- **Stated problem**: Extract every line where the string "components" appears.
* begin Exercise materials *
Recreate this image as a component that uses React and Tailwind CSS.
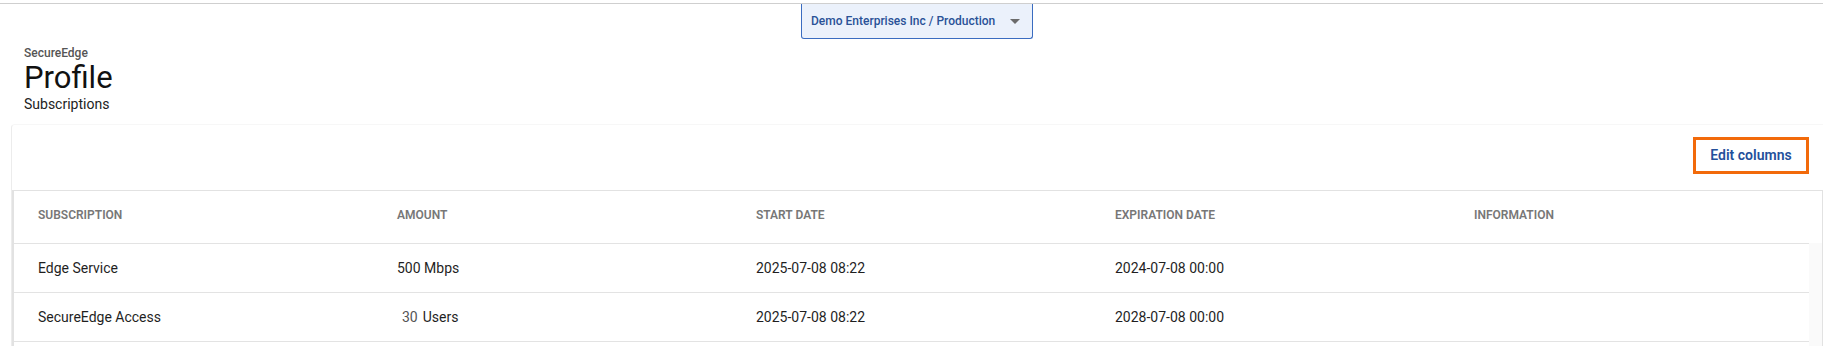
import React from 'react';

const columns = [
  { key: 'subscription', label: 'Subscription' },
  { key: 'amount', label: 'Amount' },
  { key: 'start', label: 'Start Date' },
  { key: 'expiration', label: 'Expiration Date' },
  { key: 'info', label: 'Information' },
];

const rows = [
  { subscription: 'Edge Service', amount: <span>500 Mbps</span>, start: '2025-07-08 08:22', expiration: '2024-07-08 00:00', info: '' },
  {
    subscription: 'SecureEdge Access',
    amount: (
      <span className="ml-[5px]">
        <span className="text-[#555]">30</span>
        <span className="ml-[5px]">Users</span>
      </span>
    ),
    start: '2025-07-08 08:22',
    expiration: '2028-07-08 00:00',
    info: '',
  },
];

const App = () => {
  return (
    <div className="w-[1823px] h-[346px] bg-white overflow-hidden font-['Roboto',sans-serif]">
      {/* top bar line */}
      <div className="pt-[3px]">
        <div className="border-t border-[#cfcfcf]" />
      </div>

      {/* environment selector */}
      <div className="pl-[801px]">
        <button className="w-[232px] h-[35px] flex items-center justify-between pl-[9px] pr-[12px] bg-[#ebf1fb] border border-t-0 border-[#3a6cc0] rounded-b-[3px] text-[12px] font-medium text-[#2a5297]">
          <span>Demo Enterprises Inc / Production</span>
          <svg width="10" height="6" viewBox="0 0 10 6" className="mt-[1px]">
            <path d="M0 0 L10 0 L5 5 Z" fill="#6b6b6b" />
          </svg>
        </button>
      </div>

      {/* page header */}
      <div className="pl-[24px] pt-[7px]">
        <div className="text-[12px] leading-[14px] font-medium text-[#555]">SecureEdge</div>
        <h1 className="text-[31px] leading-[36px] text-[#111]">Profile</h1>
        <div className="text-[14px] leading-[17px] text-[#222]">Subscriptions</div>
      </div>

      {/* card */}
      <div className="mt-[11px] ml-[11px] border-l border-t border-l-[#ececec] border-t-[#f7f7f7] rounded-tl-[4px]">
        <div className="h-[65px] flex justify-end pr-[14px] pt-[12px]">
          <button className="w-[116px] h-[37px] border-[3px] border-[#f26a0a] text-[14px] font-semibold text-[#24509b]">
            Edit columns
          </button>
        </div>

        <div className="border-t border-l-2 border-r border-[#e2e2e2]">
          <div className="flex h-[52px] items-center pb-[4px]">
            {columns.map((c) => (
              <div key={c.key} className="w-[359px] pl-[24px] text-[12px] font-semibold uppercase text-[#777]">
                {c.label}
              </div>
            ))}
          </div>
          {rows.map((r, i) => (
            <div key={i} className="flex">
              <div className="flex h-[49px] items-center border-t border-[#e3e3e3] text-[14px] text-[#1f1f1f]">
                {columns.map((c) => (
                  <div key={c.key} className="w-[359px] pl-[24px]">
                    {r[c.key]}
                  </div>
                ))}
              </div>
              <div className="flex-1 bg-[#fafafa]" />
            </div>
          ))}
          <div className="flex">
            <div className="w-[1795px] border-t border-[#e3e3e3] h-[10px]" />
            <div className="flex-1 bg-[#fafafa]" />
          </div>
        </div>
      </div>
    </div>
  );
};

export default App;
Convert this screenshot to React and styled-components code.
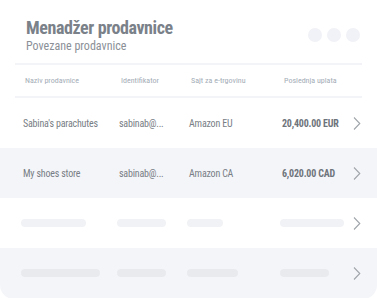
import styled, { createGlobalStyle } from 'styled-components';

const GlobalStyle = createGlobalStyle`
  html, body {
    margin: 0;
    padding: 0;
    background: #ffffff;
  }
  body {
    font-family: "Roboto Condensed", "Liberation Sans Narrow", Roboto, sans-serif;
    font-stretch: condensed;
  }
`;

const Card = styled.div`
  width: 377px;
  height: 299px;
  background: #ffffff;
  border-radius: 14px;
  overflow: hidden;
  display: flex;
  flex-direction: column;
`;

const Head = styled.div`
  display: flex;
  justify-content: space-between;
  align-items: flex-start;
  padding: 17px 17px 10px 26px;
`;

const Titles = styled.div`
  display: flex;
  flex-direction: column;
`;

const Title = styled.h1`
  margin: 0;
  font-size: 18px;
  line-height: 22px;
  font-weight: 700;
  letter-spacing: -0.4px;
  color: #7a8189;
`;

const Subtitle = styled.div`
  font-size: 12px;
  line-height: 14px;
  color: #8b9097;
`;

const Dots = styled.div`
  display: flex;
  gap: 5px;
  margin-top: 11px;
`;

const Dot = styled.span`
  width: 14px;
  height: 14px;
  border-radius: 50%;
  background: #f1f2f7;
`;

const Divider = styled.div`
  height: 2px;
  margin: 0 15px;
  background: #f3f4f8;
`;

const Row = styled.div`
  display: grid;
  grid-template-columns: 96px 70px 93px 1fr 24px;
  align-items: center;
  height: ${(p) => p.h || 50}px;
  padding-left: ${(p) => p.pl || 23}px;
  background: ${(p) => (p.shaded ? '#f4f5f9' : '#ffffff')};
`;

const HeadCell = styled.div`
  font-size: 8px;
  color: #a3acb6;
`;

const Cell = styled.div`
  font-size: 10px;
  letter-spacing: -0.2px;
  color: #787e85;
  white-space: nowrap;
`;

const Amount = styled(Cell)`
  font-weight: 700;
  color: #6e747b;
`;

const Bar = styled.div`
  width: ${(p) => p.w}px;
  height: 8px;
  border-radius: 4px;
  background: ${(p) => (p.shaded ? '#e8eaee' : '#f1f2f5')};
`;

const Chevron = () => (
  <svg width="8" height="13" viewBox="0 0 8 13" fill="none">
    <path d="M1 0.5 L6.8 6.5 L1 12.5" stroke="#a0a5ab" strokeWidth="1.1" />
  </svg>
);

const stores = [
  { name: "Sabina's parachutes", id: 'sabinab@...', site: 'Amazon EU', amount: '20,400.00 EUR' },
  { name: 'My shoes store', id: 'sabinab@...', site: 'Amazon CA', amount: '6,020.00 CAD' },
];

const skeletons = [
  [65, 49, 36, 64],
  [79, 49, 51, 49],
];

export default function App() {
  return (
    <>
      <GlobalStyle />
      <Card>
        <Head>
          <Titles>
            <Title>Menadžer prodavnice</Title>
            <Subtitle>Povezane prodavnice</Subtitle>
          </Titles>
          <Dots>
            <Dot />
            <Dot />
            <Dot />
          </Dots>
        </Head>
        <Divider />
        <Row h={31} pl={25}>
          <HeadCell>Naziv prodavnice</HeadCell>
          <HeadCell>Identifikator</HeadCell>
          <HeadCell>Sajt za e-trgovinu</HeadCell>
          <HeadCell>Poslednja uplata</HeadCell>
        </Row>
        <Divider />
        {stores.map((s, i) => (
          <Row key={s.name} shaded={i % 2 === 1}>
            <Cell>{s.name}</Cell>
            <Cell>{s.id}</Cell>
            <Cell>{s.site}</Cell>
            <Amount>{s.amount}</Amount>
            <Chevron />
          </Row>
        ))}
        {skeletons.map((w, i) => (
          <Row key={i} shaded={i % 2 === 1} pl={21}>
            <Bar w={w[0]} shaded={i % 2 === 1} />
            <Bar w={w[1]} shaded={i % 2 === 1} />
            <Bar w={w[2]} shaded={i % 2 === 1} />
            <Bar w={w[3]} shaded={i % 2 === 1} />
            <Chevron />
          </Row>
        ))}
      </Card>
    </>
  );
}
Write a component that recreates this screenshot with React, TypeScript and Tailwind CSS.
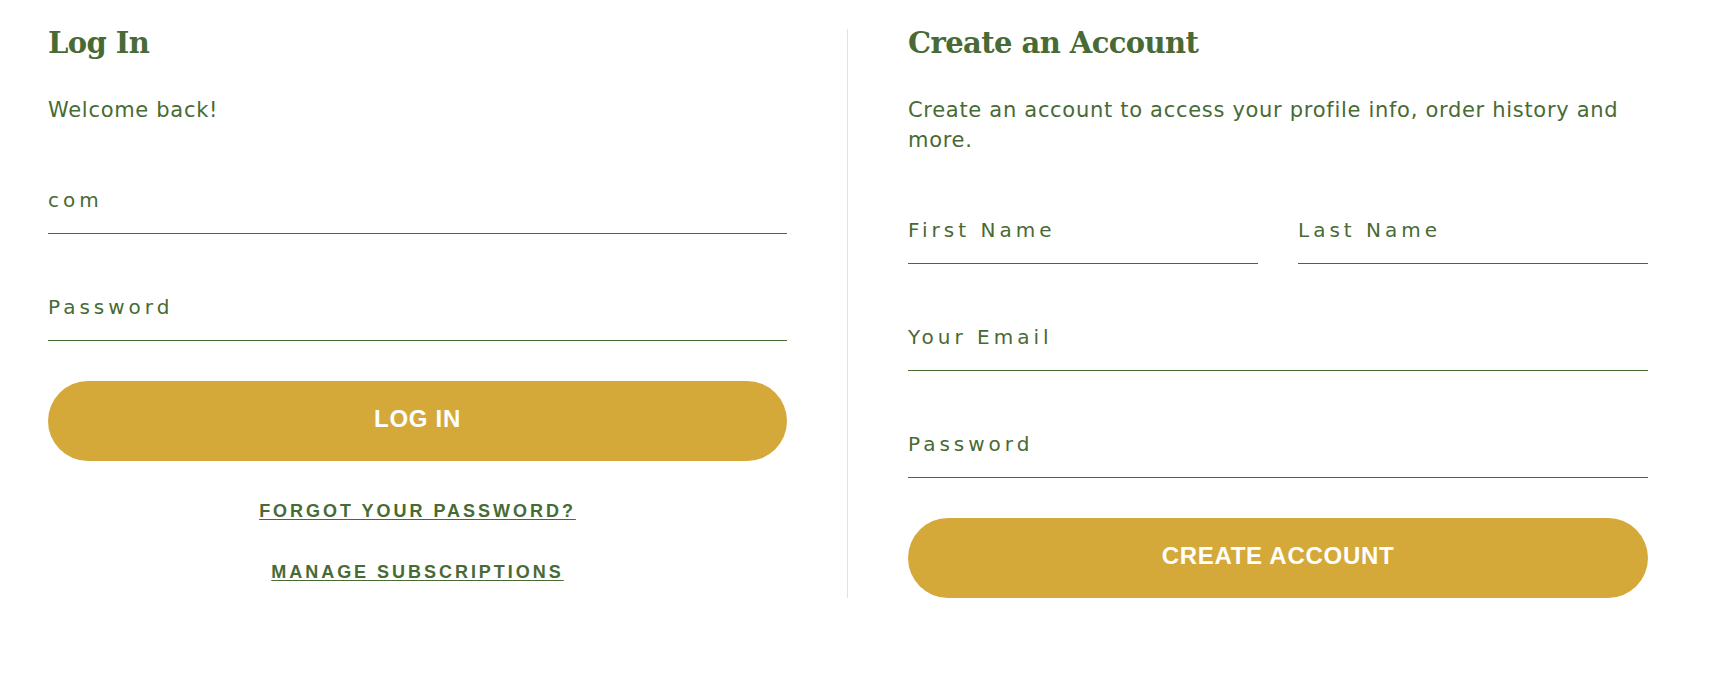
import React from 'react';

const green = 'text-[#486a34]';

const Field = ({ label, className = '' }: { label: string; className?: string }) => (
  <div
    className={`h-[107px] border-b border-[#486a34] flex items-end pb-[21px] ${className}`}
  >
    <span className={`text-[20px] leading-[24px] tracking-[0.2em] ${green}`}>{label}</span>
  </div>
);

const PillButton = ({ children }: { children: React.ReactNode }) => (
  <button
    type="button"
    className="mt-[40px] w-full h-[80px] pb-[4px] rounded-full bg-[#d4a93a] text-white text-[24px] font-bold uppercase tracking-[0.03em] font-['Liberation_Sans',Arial,sans-serif]"
  >
    {children}
  </button>
);

const TextLink = ({ children, className = '' }: { children: React.ReactNode; className?: string }) => (
  <a
    href="#"
    className={`block text-center text-[18px] leading-[24px] font-bold uppercase tracking-[0.165em] underline underline-offset-2 font-['Liberation_Sans',Arial,sans-serif] ${green} ${className}`}
  >
    {children}
  </a>
);

export default function App() {
  return (
    <div className="w-[1712px] h-[692px] bg-white font-['DejaVu_Sans',sans-serif]">
      <div className="flex items-stretch pl-[48px] pt-[29px]">
        {/* login */}
        <div className="w-[739px]">
          <h1 className={`text-[29px] leading-[29px] font-bold font-['DejaVu_Serif',serif] tracking-[-0.02em] ${green}`}>
            Log In
          </h1>
          <p className={`mt-[37px] text-[21px] leading-[30px] tracking-[0.7px] ${green}`}>Welcome back!</p>
          <Field label="com" className="mt-[2px]" />
          <Field label="Password" />
          <PillButton>Log In</PillButton>
          <TextLink className="mt-[38px]">Forgot your password?</TextLink>
          <TextLink className="mt-[37px]">Manage subscriptions</TextLink>
        </div>

        <div className="mx-[60px] w-px bg-[#e2e2e2]" />

        {/* register */}
        <div className="w-[740px]">
          <h2 className={`text-[29px] leading-[29px] font-bold font-['DejaVu_Serif',serif] tracking-[-0.02em] ${green}`}>
            Create an Account
          </h2>
          <p className={`mt-[37px] text-[21px] leading-[30px] tracking-[0.7px] ${green}`}>
            Create an account to access your profile info, order history and more.
          </p>
          <div className="grid grid-cols-2 gap-[40px] mt-[2px]">
            <Field label="First Name" />
            <Field label="Last Name" />
          </div>
          <Field label="Your Email" />
          <Field label="Password" />
          <PillButton>Create Account</PillButton>
        </div>
      </div>
    </div>
  );
}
* end Exercise materials *
- **Exercise output**:
Convert this screenshot to React and styled-components code.
import styled, { createGlobalStyle } from 'styled-components';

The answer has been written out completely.